Last week the White House submitted rescission proposals to Congress for the Department of State, the U.S. Agency for International Development (USAID), and other foreign investment programs. The package proposes returning a total of $900 million of funding for global health programs to the Treasury. This includes $500 million of the $6 billion appropriated in fiscal year 2025 for global health programs like the President’s Emergency Plan for AIDS Relief (PEPFAR) that are within the Department of State, and $400 million of the $4 billion appropriated for USAID global health programs, which funded activities related to child and maternal health, HIV/AIDS, and other infectious diseases.
Why this matters
PEPFAR celebrated its 22nd birthday last month. Through community partnerships, political will, data-driven programming, and compassion, the program has saved 26 million lives and allowed nearly 8 million babies to be born HIV-free.
PEPFAR was never intended to go on forever. However, even those that have made significant gains over the last 20 years may not be on track to sustain that progress into the future alone, according to key findings in the George W. Bush Institute’s PEPFAR Beyond 2030 series.
Terminating PEPFAR prematurely or significantly cutting the program’s operations and resources would endanger access to lifesaving antiretroviral medication for over 20 million people and could put babies at risk of contracting HIV or losing their parents to the disease. Drug-resistant strains of the virus that are more expensive and difficult to treat could spread across borders and negatively impact the United States. Individuals who survive HIV, a disease without a vaccine or a cure, could die from preventable diseases like cervical cancer or tuberculosis.
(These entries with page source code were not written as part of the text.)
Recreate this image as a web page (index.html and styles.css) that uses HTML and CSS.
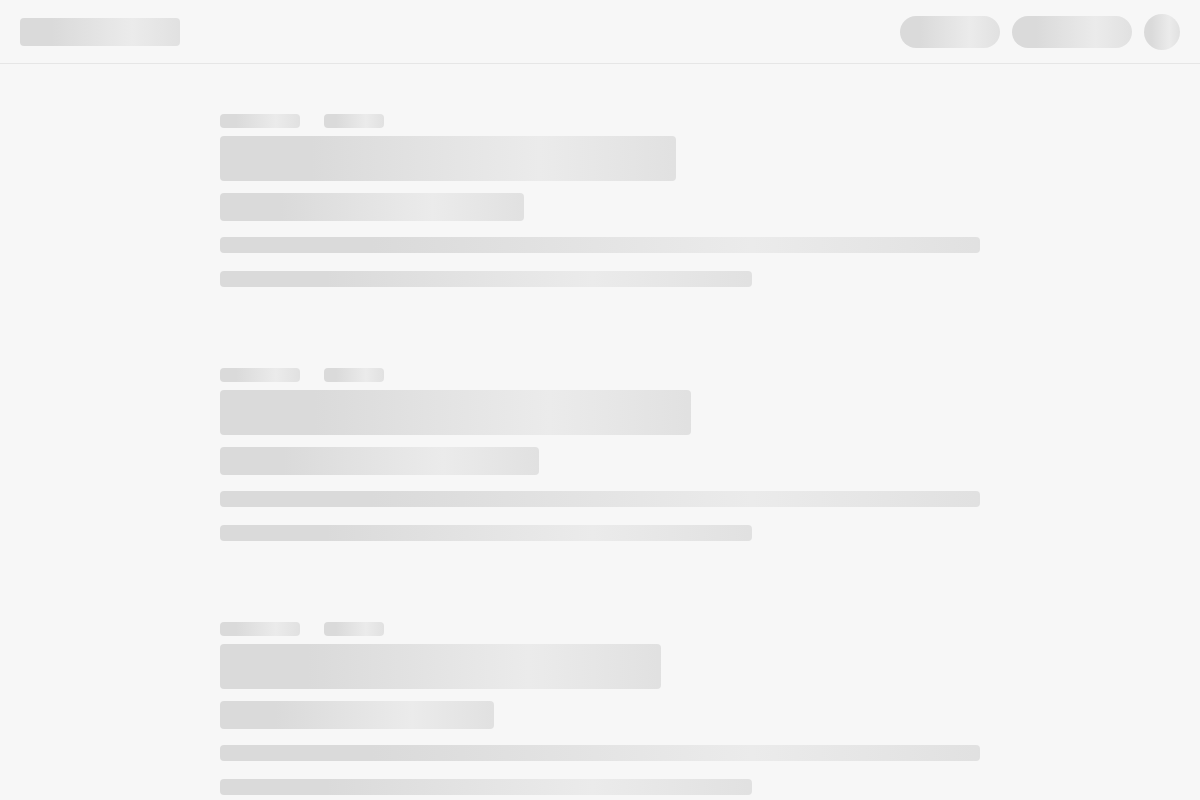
FILE: index.html
```html
<!DOCTYPE html>
<html lang="en">
<head>
<meta charset="utf-8">
<title>Loading</title>
<link rel="stylesheet" href="styles.css">
</head>
<body>
<header class="topbar">
  <div class="sk logo"></div>
  <div class="actions">
    <div class="sk pill pill-sm"></div>
    <div class="sk pill pill-lg"></div>
    <div class="sk avatar"></div>
  </div>
</header>
<main class="feed">
  <article class="post">
    <div class="meta"><div class="sk tag tag-a"></div><div class="sk tag tag-b"></div></div>
    <div class="sk title title-1"></div>
    <div class="sk subtitle sub-1"></div>
    <div class="sk line"></div>
    <div class="sk line line-short"></div>
  </article>
  <article class="post">
    <div class="meta"><div class="sk tag tag-a"></div><div class="sk tag tag-b"></div></div>
    <div class="sk title title-2"></div>
    <div class="sk subtitle sub-2"></div>
    <div class="sk line"></div>
    <div class="sk line line-short"></div>
  </article>
  <article class="post">
    <div class="meta"><div class="sk tag tag-a"></div><div class="sk tag tag-b"></div></div>
    <div class="sk title title-3"></div>
    <div class="sk subtitle sub-3"></div>
    <div class="sk line"></div>
    <div class="sk line line-short"></div>
  </article>
</main>
</body>
</html>
```
FILE: styles.css
```css
* { box-sizing: border-box; }
html, body { margin: 0; padding: 0; }
body {
  background: #f7f7f7;
  font-family: "Liberation Sans", Arial, sans-serif;
  height: 800px;
  overflow: hidden;
}
.sk {
  background: linear-gradient(90deg, #dadada 25%, #ebebeb 50%, #dadada 75%);
  background-size: 200% 100%;
  background-position: 30% 0;
  border-radius: 4px;
}
.topbar {
  height: 64px;
  border-bottom: 1px solid #e6e6e6;
  display: flex;
  align-items: center;
  justify-content: space-between;
  padding: 0 20px;
}
.logo { width: 160px; height: 28px; }
.actions { display: flex; align-items: center; gap: 12px; }
.pill { height: 32px; border-radius: 16px; }
.pill-sm { width: 100px; }
.pill-lg { width: 120px; }
.avatar { width: 36px; height: 36px; border-radius: 50%; }
.feed {
  width: 760px;
  margin: 0 auto;
  padding-top: 50px;
  display: flex;
  flex-direction: column;
  gap: 81px;
}
.post { display: flex; flex-direction: column; align-items: flex-start; }
.meta { display: flex; gap: 24px; margin-bottom: 8px; }
.tag { height: 14px; }
.tag-a { width: 80px; }
.tag-b { width: 60px; }
.title { height: 45px; margin-bottom: 12px; }
.title-1 { width: 456px; }
.title-2 { width: 471px; }
.title-3 { width: 441px; }
.subtitle { height: 28px; margin-bottom: 16px; }
.sub-1 { width: 304px; }
.sub-2 { width: 319px; }
.sub-3 { width: 274px; }
.line { width: 760px; height: 16px; }
.line + .line { margin-top: 18px; }
.line-short { width: 532px; }
```
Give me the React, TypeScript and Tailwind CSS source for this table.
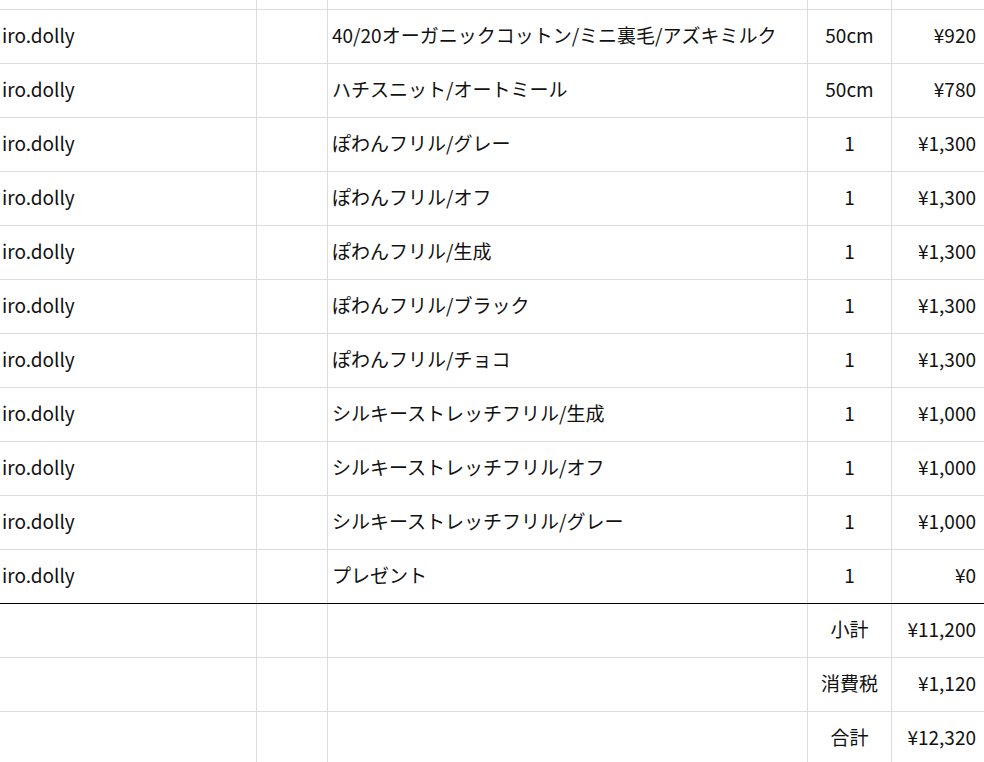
const items = [
  { name: '40/20オーガニックコットン/ミニ裏毛/アズキミルク', qty: '50cm', price: '¥920' },
  { name: 'ハチスニット/オートミール', qty: '50cm', price: '¥780' },
  { name: 'ぽわんフリル/グレー', qty: '1', price: '¥1,300' },
  { name: 'ぽわんフリル/オフ', qty: '1', price: '¥1,300' },
  { name: 'ぽわんフリル/生成', qty: '1', price: '¥1,300' },
  { name: 'ぽわんフリル/ブラック', qty: '1', price: '¥1,300' },
  { name: 'ぽわんフリル/チョコ', qty: '1', price: '¥1,300' },
  { name: 'シルキーストレッチフリル/生成', qty: '1', price: '¥1,000' },
  { name: 'シルキーストレッチフリル/オフ', qty: '1', price: '¥1,000' },
  { name: 'シルキーストレッチフリル/グレー', qty: '1', price: '¥1,000' },
  { name: 'プレゼント', qty: '1', price: '¥0' },
];

const totals = [
  { label: '小計', value: '¥11,200' },
  { label: '消費税', value: '¥1,120' },
  { label: '合計', value: '¥12,320' },
];

type RowProps = {
  shop?: string;
  name?: string;
  qty?: string;
  price?: string;
  last?: boolean;
};

const Row = ({ shop = '', name = '', qty = '', price = '', last = false }: RowProps) => {
  return (
    <div
      className={`flex h-[54px] shrink-0 border-b ${
        last ? 'border-b-black' : 'border-b-[#dcdcdc]'
      }`}
    >
      <div className="flex w-[257px] shrink-0 items-center border-r border-r-[#dcdcdc] pb-[4px] pl-[2px]">
        {shop}
      </div>
      <div className="w-[71px] shrink-0 border-r border-r-[#dcdcdc]" />
      <div className="flex w-[480px] shrink-0 items-center border-r border-r-[#dcdcdc] pb-[4px] pl-[4px] whitespace-nowrap">
        {name}
      </div>
      <div className="flex w-[84px] shrink-0 items-center justify-center border-r border-r-[#dcdcdc] pb-[4px]">
        {qty}
      </div>
      <div className="flex flex-1 items-center justify-end pr-[8px] pb-[4px]">{price}</div>
    </div>
  );
};

export default function App() {
  return (
    <div
      className="flex h-[762px] w-[984px] flex-col overflow-hidden bg-white text-[19px] leading-none text-[#111]"
      style={{ fontFamily: '"Noto Sans CJK JP", "Noto Sans", sans-serif' }}
    >
      {/* partial row at the top */}
      <div className="flex h-[10px] shrink-0 border-b border-b-[#dcdcdc]">
        <div className="w-[257px] shrink-0 border-r border-r-[#dcdcdc]" />
        <div className="w-[71px] shrink-0 border-r border-r-[#dcdcdc]" />
        <div className="w-[480px] shrink-0 border-r border-r-[#dcdcdc]" />
        <div className="w-[84px] shrink-0 border-r border-r-[#dcdcdc]" />
        <div className="flex-1" />
      </div>

      {items.map((it, i) => (
        <Row
          key={i}
          shop="iro.dolly"
          name={it.name}
          qty={it.qty}
          price={it.price}
          last={i === items.length - 1}
        />
      ))}

      {totals.map((t) => (
        <Row key={t.label} qty={t.label} price={t.value} />
      ))}
    </div>
  );
}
PEPFAR remains a great way to promote U.S. soft power and blunt the nefarious, but increasingly successful, attempts by Russia and China to widen their influence on the African continent. Leaving countries behind prematurely could negatively impact the United States’ presence in economic powerhouses across a region that will account for nearly a quarter of the world’s working age population by midcentury.
What’s next?
Earlier this year, USAID and the Department of State announced that a decision was made to terminate nearly 10,000 foreign assistance awards – most of which are not related to global health – that were distributed across both agencies. The administration has also proposed to close USAID and merge all of the agency’s programming into the Department of State.
Previously allocated and approved by Congress, the funds outlined in the rescission proposal would be returned to the Treasury if Congress agrees to do so. Congress has 45 days to act.